Full Equations (FEQ) Model for the Solution of the Full, Dynamic Equations of Motion for One-Dimensional Unsteady Flow in Open Channels and Through
Control Structures
An initial value of flow and water-surface elevation must be known at every node in the stream model before the unsteady-flow computations can begin. These initial values are provided through a steady-flow water-surface profile computation. A steady-flow analog of the unsteady-flow governing equations for branches is used in the steady-flow water-surface profile computations. Most control structures are not represented in these computations. An estimate of the initial conditions is obtained from the steady-flow computations so that the unsteady-flow computations can start. Consequently, an option is provided for holding the boundary conditions and the simulation time constant while initial values of water-surface height are computed. This option is called frozen time. If the frozen-time option is selected by the user, the changes in water-surface height and flow that would take place over a time step are computed, but then the simulation time is reset to the starting time. Normally, only a few frozen time steps must be computed to dissipate transient conditions resulting from the change from steady flow to unsteady flow. If the frozen-time option is selected, a maximum of nine frozen time steps will be computed. In most cases, nine frozen time steps will suffice to reduce computational transitions; however, for simulations of tidally affected flows or streams with many control structures, the computational transients can be particularly strong. In these cases, boundary conditions may have to be held constant (using a hypothetical period of constant conditions) during the start of the unsteady-flow computations (after frozen time) for a period long enough to dissipate the transients induced by the approximate initial condition.

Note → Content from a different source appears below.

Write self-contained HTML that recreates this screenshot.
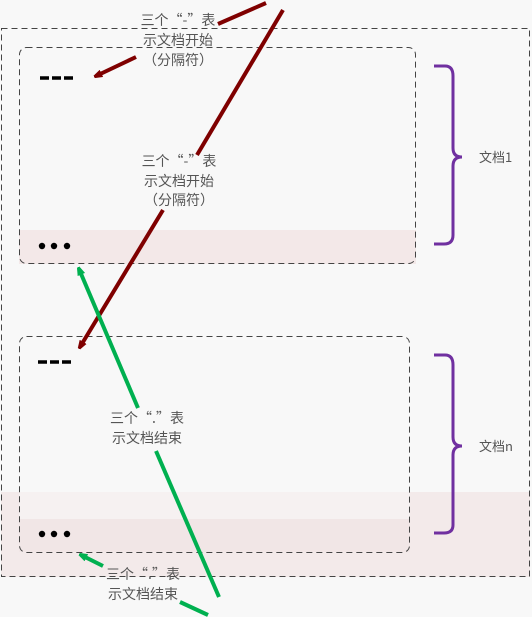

The equations for the steady-flow analysis are not presented here because they are a special case of the governing equations for unsteady flow. A subcritical solution to the governing equations is sought, but (as outlined in section 2.2) a subcritical solution may not exist. If a subcritical solution cannot be computed, then the iterative solution procedure will fail and computations will stop in FEQ. The user must then determine why supercritical flow results. Is the distance step too long or is the slope too steep for subcritical flow? Details of this determination are given in section 13.